Reflecting on our Annual Meeting
When I was a young(er) sister, I really enjoyed the stories told by those ahead of me in community about coming home every summer to Saint Mary-of-the-Woods. At the end of the school year (and remember most Sisters of Providence were teachers), the sisters packed all their personal belongings and headed to Indiana.
My favorite stories were from those who arrived by train and were let off that train across from the main gate of the Woods. More than once I have tried to imagine the scene of hundreds, yes hundreds, of sisters in long flowing black habits carrying their suitcases and making their way on foot up the avenue to find their resting place for the summer. And more than once, some sister has reminded me that the reason we know each other so well is because we came “home” each summer.

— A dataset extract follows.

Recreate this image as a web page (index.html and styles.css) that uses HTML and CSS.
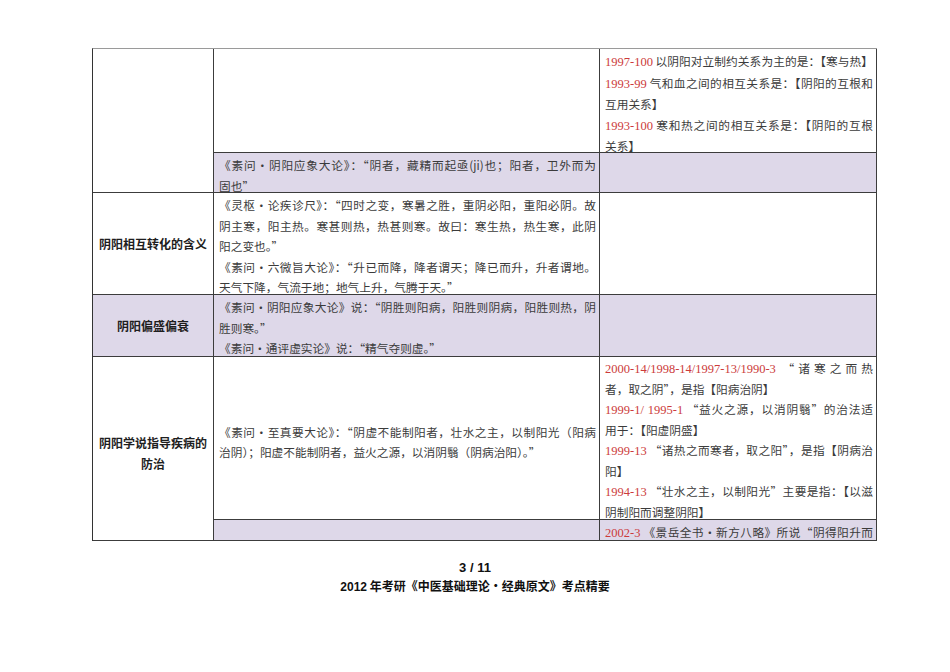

Home—that is what Mother Theodore Guerin called it when she wrote to those first sisters who had been sent out on mission away from Saint Mary-of-the-Woods and called them to the “dear solitude of Saint Mary’s. … Put everything in good order in your establishment and in your employments, and come as soon as possible to give me the consolation of seeing you all, fervent and united, which is the greatest happiness that I can have in this world.”
As June ended and July began this summer, Sisters of Providence and Providence Associates descended upon Saint Mary-of-the-Woods. We call it the Annual Meeting now, and it lasts “only” six days, but it still feels like a homecoming to me, a family reunion of sorts. You can hardly move from one activity to the next without being stopped multiple times to hug those you haven’t seen yet or to catch up with others you know have encountered some challenge or were blessed with a special event during the past year.
This year, our time together — sisters and associates — opened on Saturday, June 30, with the celebration of our Jubilarians. No matter the year, before the jubilee liturgy begins, the church is always filled with the noise of people happy to be seeing each other and joyful to be celebrating women who have spent 50 and 25 years in faithful service as instruments of God’s Providence.
Our Providence Associates and Candidate Associates actually began “their” annual meeting the morning of the jubilee. With the theme of “Journey as One in Providence” as a backdrop, the associates and candidates began their meeting hearing the stories of the sisters who live and minister in Taiwan.
This activity also provided a wonderful prelude for one of the topics explored during the joint session of the associates and sisters during the Annual Meeting—interculturality. Increasing our awareness that we are an international, multicultural community is one of the commitments we made to each other during our 2016 General Chapter. And since the Chapter, the Sisters of Providence were accepted for participation in the “Engaging Our Diversity: Interculturality and Consecrated Life” project with Catholic Theological Union. Many of the fruits of that project were shared at our meeting.
The Annual Meeting is an excellent time and space to touch into those Chapter commitments. In fact, the Annual Meeting time actually began with a visual prayer reflection about all of the Chapter commitments, helping us to focus on what we call, “Our Emerging Future.”
In addition to interculturality, we also explored Climate Change as part of our Chapter commitment to our chosen justice focus on the environment. The Climate Change Task Force, an arm of our Justice Coordinating Commission, introduced its Providence Climate Agreement, a pledge to reduce collective emissions of carbon dioxide (CO2) by 2 million pounds by June 2019. It is an ambitious goal, but one we learned can be achieved through a Carbon Diet! Each person was asked to consider his or her own carbon use and pledge a percentage reduction. Keep an eye on our website, www.spsmw.org, for an opportunity to diet with us.
After the associates left, we continued our exploration of interculturality and delved into the topic of discernment as part of our ongoing study of the vow of obedience, facilitated by Nancy Sylvester, IHM.
We ended the meeting with a succession of reports, bringing the sisters up-to-date on finances, government structures, volunteers and plans for the cemetery. We solicited their feedback.
And in between there were prayers uttered, contemplative silences shared, sisters and associates who had died remembered, liturgies celebrated and lots of stories exchanged. There was no procession of suitcase-carrying sisters down the avenue but lots of walks with old (and new) friends down familiar paths. And there was a good old-fashioned ice cream social, complete with sprinkles.
I doubt that Mother Theodore and those early sisters had sprinkles; I’m not even sure they could afford to make ice cream. No matter, it was their presence to one another that was the gift, and that hasn’t changed in 178 years. And for us and for our foundress, it is the greatest happiness that I(we) can have in this world.”